ÖNCE TOPLA SONRA KURUT VE DEMLE
Her sabah zahmetsizce demlediğiniz çayın her aşamasına tanık olmak ister misiniz? O zaman haydi Rize'ye... Burada dik yamaçlarda ter dökerken, kadınların söylediği türkülere karışırsınız. O tek tek toplanan çay yapraklarının kurutulma aşamasına tanık olduktan sonra Rize'de bir dere kenarına yayılır, ellerinizle topladığınız çayın tadını daha iyi alırsınız. Karadeniz'e kadar gitmişken fındık toplamadan dönmek olmaz elbet. Giresun'daki fındık bahçelerinde sepet doldukça çalan telefonlar susar, sadece ağustos böcekleri bir de ağaçların hışırtıları konuşur.

MİS KOKULU HASATLAR
Akdeniz ise gülden lavantaya portakaldan mandalinaya mis kokulu hasatların en gözde durağı... Isparta'da mayıs-haziran gül, temmuz-ağustos lavanta hasadı karşılar sizi. Burada zaman mis kokuludur. Bu hasatla ister sabun yapın ister yağ çıkarın... Hepsi birbirinden güzel kokulu hepsi birbirinden büyüleyici renkte... Antalya, Adana ve Mersin ise narenciyenin ana vatanı. Narenciye bahçelerine girdiğinizde turuncunun bu kadar tonu olduğunu bilmiyordum diyeceksiniz.

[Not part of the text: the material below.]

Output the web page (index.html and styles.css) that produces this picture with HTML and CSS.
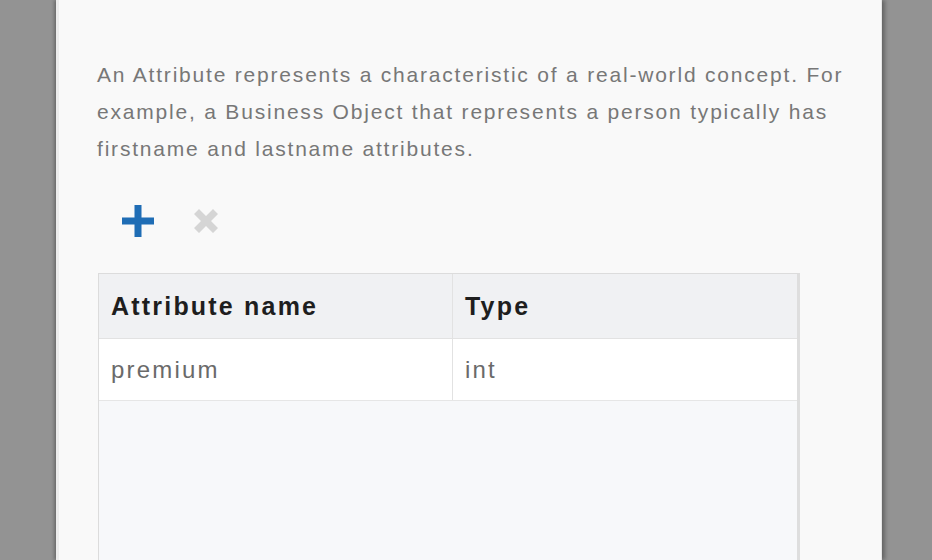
FILE: index.html
```html
<!DOCTYPE html>
<html>
<head>
<meta charset="utf-8">
<link rel="stylesheet" href="styles.css">
</head>
<body>
<div class="page">
  <div class="dialog">
    <p class="desc">An Attribute represents a characteristic of a real-world concept. For example, a Business Object that represents a person typically has firstname and lastname attributes.</p>
    <div class="toolbar">
      <button class="tool add" title="Add">
        <svg width="36" height="36" viewBox="0 0 36 36"><path d="M14.5 2h7v12.5H34v7H21.5V34h-7V21.5H2v-7h12.5z" fill="#1f6db5"/></svg>
      </button>
      <button class="tool remove" title="Remove">
        <svg width="36" height="36" viewBox="0 0 36 36"><path d="M6 11l5-5 7 7 7-7 5 5-7 7 7 7-5 5-7-7-7 7-5-5 7-7z" fill="#d5d5d5"/></svg>
      </button>
    </div>
    <div class="grid">
      <div class="row head">
        <div class="cell c1">Attribute name</div>
        <div class="cell c2">Type</div>
      </div>
      <div class="row data">
        <div class="cell c1">premium</div>
        <div class="cell c2">int</div>
      </div>
      <div class="empty"></div>
    </div>
  </div>
</div>
</body>
</html>
```
FILE: styles.css
```css
html, body {
  margin: 0;
  padding: 0;
  height: 100%;
  overflow: hidden;
}
body {
  background: #939393;
  font-family: "Liberation Sans", Arial, sans-serif;
}
.page {
  display: flex;
  padding-left: 56px;
  height: 100%;
}
.dialog {
  width: 826px;
  height: 560px;
  overflow: hidden;
  background: #f9f9f9;
  box-shadow: -2px 0 3px rgba(0,0,0,0.25), 3px 0 4px rgba(0,0,0,0.3);
  border-left: 3px solid #ececec;
  border-right: 1px solid #e6e6e6;
  box-sizing: border-box;
  padding: 56px 0 0 38px;
}
.desc {
  margin: 0;
  width: 770px;
  font-size: 21px;
  letter-spacing: 1.8px;
  line-height: 37px;
  color: #777777;
}
.toolbar {
  display: flex;
  gap: 32px;
  margin: 36px 0 0 23px;
}
.tool {
  border: 0;
  background: transparent;
  padding: 0;
  width: 36px;
  height: 36px;
  display: flex;
}
.grid {
  margin-top: 34px;
  margin-left: 1px;
  width: 702px;
  border: 1px solid #dcdcdc;
  border-right: 3px solid #dedede;
  box-sizing: border-box;
  background: #f7f8fa;
}
.row {
  display: flex;
}
.head {
  height: 64px;
  background: #f0f1f3;
  border-bottom: 1px solid #e2e2e2;
  font-weight: bold;
  color: #1e1e1e;
}
.head .cell {
  font-size: 25px;
  letter-spacing: 2.2px;
}
.data {
  height: 61px;
  background: #ffffff;
  border-bottom: 1px solid #e6e6e6;
  color: #6a6a6a;
}
.data .cell {
  font-size: 24px;
  letter-spacing: 2.2px;
}
.cell {
  display: flex;
  align-items: center;
  box-sizing: border-box;
}
.c1 {
  width: 354px;
  padding-left: 12px;
  border-right: 1px solid #e2e2e2;
}
.c2 {
  flex: 1;
  padding-left: 12px;
}
.empty {
  height: 300px;
}
```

Bahçede topladığınız portakallarla yapılan reçelin tadı ise sizi çocukluğunuza ışınlayacak.
YUFKA VE KURAKLIĞIN SADELİĞİ
Konya Ovası'nda her şey düz ama büyüleyici. Rüzgâr tarlaların üzerinde koşuyor gibi. Yerel halkla birlikte buğday harmanına katılmak ekmeğin zahmetli yolculuğuna tanıklık etmek. Çöpe atılan her dilimde duyulan vicdan azabı... Toplanan buğdayın un olma yolculuğu küçük bir atölyede izleyebilir ardından yöre halkıyla birlikte unla yoğrulan hamurdan yufka açabilirsiniz. Ateşin başında çay içilirken, anlatılan hikâyeler buğday kadar sade, yufka kadar ince gelecek size. İç Anadolu hububatın başkenti. Nohuttan fasulyeye yeşil mercimekten arpaya her şey burada. Mesela Eskişehir'e gibi nohudun, mercimeğin izini sürebilir, toprağa neden ana dendiğini bir kez daha anlayabilirsiniz.
NE ZAMAN GİDİLİR?
İlkbahar: Bahar ekimi, bağ budama, çiçek açan bahçeler
Yaz: Üzüm, zeytin, fındık hasat sezonu
Sonbahar: Bağbozumu, zeytin toplama
Kış: Peynir yapımı, köy içi el sanatları, ekmek atölyeleri
TARIM BURADA BİR YAŞAM BİÇİMİ
Doğu Anadolu'da Kars'ın yüksek yaylalarına doğru yol aldığınızda, karla kaplı dağların arasından süzülen serin hava, içimize ferahlık doldurur. Burada tarım sadece bir geçim kaynağı değil yüzyıllardır süregelen bir yaşam biçimi, doğaya ve toprağa duyulan saygının ifadesi... Yaylalarda yetişen koyun ve ineklerin sütünden yapılan Kars gravyeri, yumuşak dokusu ve eşsiz aromasıyla bu toprakların gururu... Yaylalardaki küçük çiftliklerde peynir yapım sürecine tanık olabilir, ellerdeki ustalığı, sabrı ve doğa ile uyum içinde çalışma becerisini izleyebilirsiniz. Van ise otlu peyniri ve bahar aylarında açan meyve ağaçları ziyaretçileri büyüler. Burada mevsimine göre elma, erik, kayısı gibi meyveleri toplayabilir, bu meyveleri saklamanın en lezzetli yolu olan pestil yapımına şahitlik edebilirsiniz.
FISTIK BAHARAT VE ZANAAT
Gaziantep'te baharat pazarında yürümek, bir kokular senfonisinde yol almak gibi... İsot, sumak, tarçın... Her şey orada ve hepsi başka bir yemeğin şarkısı. Burada bir sabah fıstık bahçesine gidin. Toprak burada daha sert ama bereket hâlâ ellerin emeğinde saklı. Sofralarınıza taşınan bu lezzetin kabuklarını ayıklama zahmetinin ardından bu lezzete saygınız artacak. Taşın en güzel halini göreceğiniz Mardin'in aynı zamanda sabun atölyelerinin de merkezi olduğunu biliyor musunuz? Bu güzel şehri gezerken bir atölyeye de uğramayı ihmal etmeyin.